Marcelo nutzte die Gelegenheit, um sein Dutzend Fußball-Bücher signieren zu lassen.

Er hatte das Interview für mich arrangiert wie ein professioneller Manager. Keine Sekretärin hat jemals bessere Arbeit für mich geleistet, und vor allem jetzt als freiberufliche Journalistin, die mit Verwaltungs- und Organisationskram die Hälfte ihrer Zeit verplempert, wäre ein Assistent wie Marcelo Gold wert. Leider wohnt er zu weit entfernt...

So war er schon zu seiner aktiven Fußballer-Zeit, als er die "Democracia Corintiana" ausrief. Auch in der Nationalmannschaft leistete er politische Überzeugungsarbeit. "Als ich Zico 1979 kennenlernte, war er total unpolitisch, aber ich habe ihn angesteckt", erzählt er stolz. Sein Klub trat Anfang der achtziger Jahre - bis auf Torhüter Leão, den jetzigen Nationalcoach - mit Stirnbändern an, auf denen die Forderung nach mehr Demokratie prangte.
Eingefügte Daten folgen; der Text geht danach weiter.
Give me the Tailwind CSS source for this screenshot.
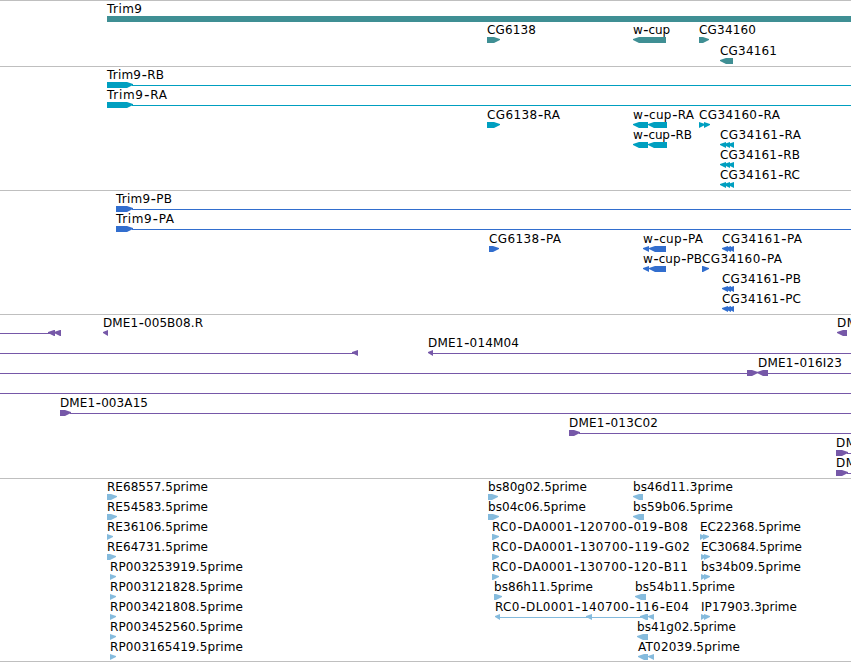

Die politischen Tätigkeiten waren für das Multitalent die Schule für sein künftiges Leben. Ein siebenmonatiger Trainerjob beim Zweitliga-Klub Cabo Frio, wo er "Mädchen für alles und nebenbei auch noch Trainer" war und dessen Team er in die erste Liga führte, zählte ebenfalls zu den praktischen Erfahrungen, die er für seine neuen Ziele gut gebrauchen kann.

Sócrates ist mit seiner zweiten Ehefrau Adriana, einer Zahnärztin, in den Moloch São Paulo gekommen, um Management zu studieren. Ihm schwebt ein Amt als Manager oder Klubpräsident bei Botafogo oder Ribeirão Preto vor. Nebenbei engagiert er sich in der Hilfsorganisation "Gol de Letra", die sein jüngster Bruder Raí (u.a. Paris St. Germain) zusammen mit seinem Fußball-Kollegen Leandro gegründet hat.

Bis vor "ungefähr" zweieinhalb Jahren praktizierte er in Ribeirão Preto als Sportmediziner. Jetzt, sagt er, praktiziert er "trabalho light" - die gemütliche Art der Arbeit. Den genauen Zeitpunkt seines Abschieds aus der Arztpraxis hat er ebenso wenig parat wie den Gegner seines letzten Spiels. "Was vorbei ist, ist vorbei", sagt er, "ich lebe für den Augenblick. Was jetzt geschieht, ist wichtig." Und jetzt bimmelt das Handy, Wladimir, sein ehemaliger Mannschaftskamerad, ist dran. "Der Fußball war und ist die größte Bereicherung meines Lebens", sagt er, "ich habe dabei alle Typen von Menschen kennengelernt, er hat mir unglaubliche Perspektiven eröffnet." Dieses Privilegs ist sich der Millionär in Joggingschuhen immer bewusst.

Sócrates gilt zwar als Akademikerkind, aber in seinen ersten Lebensjahren im Nordosten des riesigen Landes, in Belém, lebte seine Familie in sehr ärmlichen Verhältnissen. Es ging erst aufwärts, als sein Vater Raimundo, Steuerbeamter mit niedriger Schulbildung, der sich mit fanatischem Eifer fortbildete und alle Philosophen las, in einem landesweiten Wettbewerb einen von 30 hoch dotierten Posten erhielt. "Mein Vater hatte plötzlich ein Rieseneinkommen, er verdiente mehr als der damalige Staatspräsident", erzählt Sócrates, "aber abgehoben ist er deswegen nicht. Im Gegenteil."

Vor allem Sócrates als Erstgeborener von sechs Söhnen bekam die Bildungssucht des mittlerweile 77-jährigen Vaters zu spüren: "Er hat mich zum Lesen genötigt, und er hat überwacht, dass ich gelernt habe."

Die Brüder wurden entsprechend getauft: Nach Sócrates kamen Sóstenes und Sófocles. Dann riss die Reihe ab, keiner weiß, warum; es folgten Raimundo, Raimar und Raí. Sein voller Name ist Sócrates Brasileiro Sampaio de Souza Vieira de Oliveiro. "Der Albtraum meines Lebens war, als ich ein Grundstück in Ribeirão Preto kaufte und 50 Formulare unterschreiben musste", erzählt er und schüttelt sich vor Lachen.

Der Name ist das Eine, was ihm seine Eltern mit auf den Weg gegeben haben, der Respekt für die Armen das Andere. "In einem Land wie Brasilien mit diesen verrückten Unterschieden haben nicht viele Menschen die gleichen Möglichkeiten wie ich, etwas zu verändern", sagt Sócrates. "Ich hatte Glück, deshalb muss ich helfen. Deshalb ist es ein Vergnügen für mich, Verantwortung zu übernehmen." Wie ein Revolutionär eben. Das ist normal für einen, der so sehr aus dem Rahmen fällt.